Architecture & Design
- Architected a face analysis pipeline covering detection, identification, tracking, and clustering: each stage passes results to the next via a shared data store, enabling modular replacement of individual components.
- Productized as a standalone REST API service on GCP Cloud Run — clean interface allows any Tessact product to query faces for any video without knowing the internals. Used across the video editing pipeline, multimodal AI system, and the newer AI repurposing platform.
- Used ANN (Approximate Nearest Neighbor) indexing for embedding lookup, enabling sub-second identification across large face databases even for long-form content with hundreds of unique speakers.
ML Model Selection
- Evaluated multiple face detection models for production accuracy vs speed: SCRFD-10G-GNKPS (InsightFace), YOLO variants, and RetinaFace. Selected InsightFace buffalo_l (SCRFD-10G-GNKPS detector, GLINTR100 embeddings) for best accuracy/speed tradeoff on media-quality video.
- Benchmarked face clustering algorithms for speaker consolidation across long videos: HDBSCAN, Chinese Whispers, and Agglomerative clustering. Used PCA visualization to validate cluster quality on real film/TV datasets. Chinese Whispers clustering gave the most stable identities for media content.
- Validated tracking robustness by benchmarking YOLO+BoT-SORT/ByteTrack+ReID against InsightFace pipeline across test cases with occlusion, profile views, and lighting shifts. InsightFace pipeline won on consistency.
- Achieved 95%+ identity accuracy across film/TV content including multi-actor scenes, cross-cutting, and varied lighting conditions.
Cost Analysis vs AWS Rekognition
- AWS Rekognition: $0.10/image at ~60 frames/minute = $6.00/video hour. No batching discounts at Tessact's scale.
- Custom InsightFace service: GPU inference on GCP Cloud Run with N4 instances. Amortized cost at Tessact's volume: ~$0.15/video hour including compute, storage, and networking.
- 40× cost reduction.

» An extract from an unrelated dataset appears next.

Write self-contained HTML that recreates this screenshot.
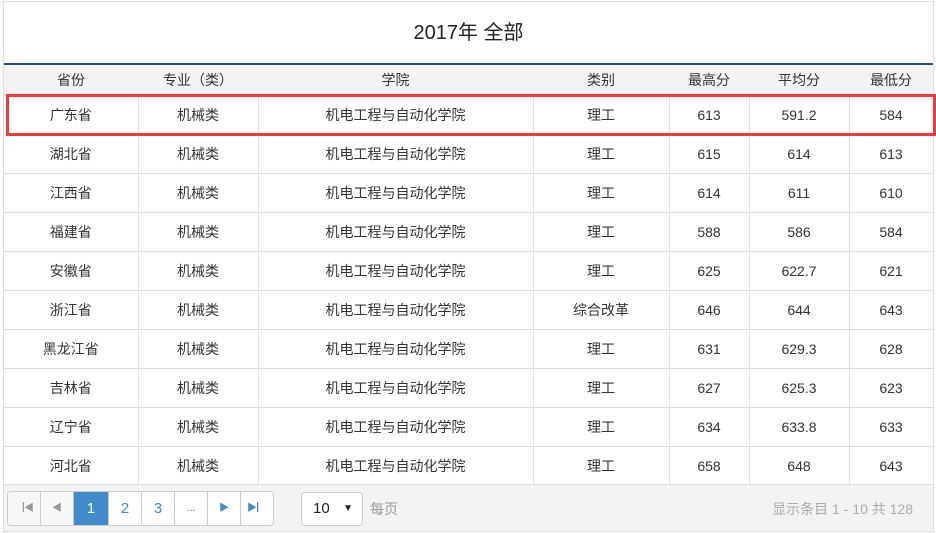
<!DOCTYPE html>
<html><head><meta charset="utf-8"><style>
body{margin:0;background:#fff;font-family:"Liberation Sans","Noto Sans CJK SC",sans-serif;color:#333;font-size:14px}
.wrap{position:absolute;left:3px;top:1px;width:929px;height:529px;border:1px solid #ddd;overflow:hidden}
.title{height:61px;line-height:63px;text-align:center;font-size:20px;color:#222;border-bottom:2px solid #1f4e8c}
table{border-collapse:collapse;width:929px;table-layout:fixed}
th{background:#f3f3f3;font-weight:normal;height:30px;font-size:14px;padding:0}
td{height:38px;border:1px solid #ddd;text-align:center;padding:0}
tr td:first-child{border-left:none}
.foot{position:absolute;left:0;top:482px;width:929px;height:47px;background:#f3f3f3;border-top:1px solid #ddd}
.pg{position:absolute;left:3px;top:6px;display:flex;border:1px solid #ccc;border-radius:4px;overflow:hidden;background:#fff}
.pg div{width:32px;height:33px;line-height:33px;text-align:center;border-right:1px solid #ccc;color:#428bca;font-size:15px}
.pg div:last-child{border-right:none}
.pg .a{background:#428bca;color:#fff;width:34px}
.pg .d{background:#f7f7f7;color:#999;font-size:10px}
.sel{position:absolute;left:297px;top:7px;width:60px;height:32px;border:1px solid #ccc;border-radius:4px;background:#fff;line-height:32px;font-size:15px;color:#222}
.red{position:absolute;left:6px;top:94px;width:924px;height:36px;border:3px solid #f03a3e}
</style></head><body>
<div class="wrap">
<div class="title">2017年 全部</div>
<table>
<colgroup><col style="width:134px"><col style="width:120px"><col style="width:275px"><col style="width:136px"><col style="width:80px"><col style="width:100px"><col style="width:84px"></colgroup>
<tr><th>省份</th><th>专业（类）</th><th>学院</th><th>类别</th><th>最高分</th><th>平均分</th><th>最低分</th></tr>
<tr><td>广东省</td><td>机械类</td><td>机电工程与自动化学院</td><td>理工</td><td>613</td><td>591.2</td><td>584</td></tr>
<tr><td>湖北省</td><td>机械类</td><td>机电工程与自动化学院</td><td>理工</td><td>615</td><td>614</td><td>613</td></tr>
<tr><td>江西省</td><td>机械类</td><td>机电工程与自动化学院</td><td>理工</td><td>614</td><td>611</td><td>610</td></tr>
<tr><td>福建省</td><td>机械类</td><td>机电工程与自动化学院</td><td>理工</td><td>588</td><td>586</td><td>584</td></tr>
<tr><td>安徽省</td><td>机械类</td><td>机电工程与自动化学院</td><td>理工</td><td>625</td><td>622.7</td><td>621</td></tr>
<tr><td>浙江省</td><td>机械类</td><td>机电工程与自动化学院</td><td>综合改革</td><td>646</td><td>644</td><td>643</td></tr>
<tr><td>黑龙江省</td><td>机械类</td><td>机电工程与自动化学院</td><td>理工</td><td>631</td><td>629.3</td><td>628</td></tr>
<tr><td>吉林省</td><td>机械类</td><td>机电工程与自动化学院</td><td>理工</td><td>627</td><td>625.3</td><td>623</td></tr>
<tr><td>辽宁省</td><td>机械类</td><td>机电工程与自动化学院</td><td>理工</td><td>634</td><td>633.8</td><td>633</td></tr>
<tr><td>河北省</td><td>机械类</td><td>机电工程与自动化学院</td><td>理工</td><td>658</td><td>648</td><td>643</td></tr>
</table>
<div class="foot">
<div class="pg"><div class="d">▕◀</div><div class="d">◀</div><div class="a">1</div><div>2</div><div>3</div><div style="font-size:11px">...</div><div style="font-size:10px">▶</div><div style="font-size:10px">▶▏</div></div>
<div class="sel"><span style="margin-left:11px">10</span><span style="position:absolute;right:9px;font-size:10px">▼</span></div>
<div style="position:absolute;left:366px;top:14px;color:#999">每页</div>
<div style="position:absolute;right:20px;top:14px;color:#aaa">显示条目 1 - 10 共 128</div>
</div>
</div>
<div class="red"></div>
</body></html>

At 100 hours/week processed: $600/week → $15/week, saving $2,457/month.
- Custom service also delivers 10× faster throughput: Rekognition at 1:1 real-time ratio vs custom service at 1/10 (1 hour of video processed in 6 minutes).
Production Integration
- Integrated as a shared microservice across all Tessact pipeline products — both the legacy multimodal AI pipeline and the newer AI video repurposing platform use it.
- The face tracking output feeds directly into speaker-aware reframing: identifies which speaker is active in each frame for dynamic crop centering.
- Service handles concurrent requests across multiple client videos with GCP Cloud Run auto-scaling.
Tech Stack
Python
InsightFace
SCRFD-10G-GNKPS
GLINTR100
Chinese Whispers Clustering
ANN Indexing
FastAPI
Docker
GCP Cloud Run
PostgreSQL
NumPy
OpenCV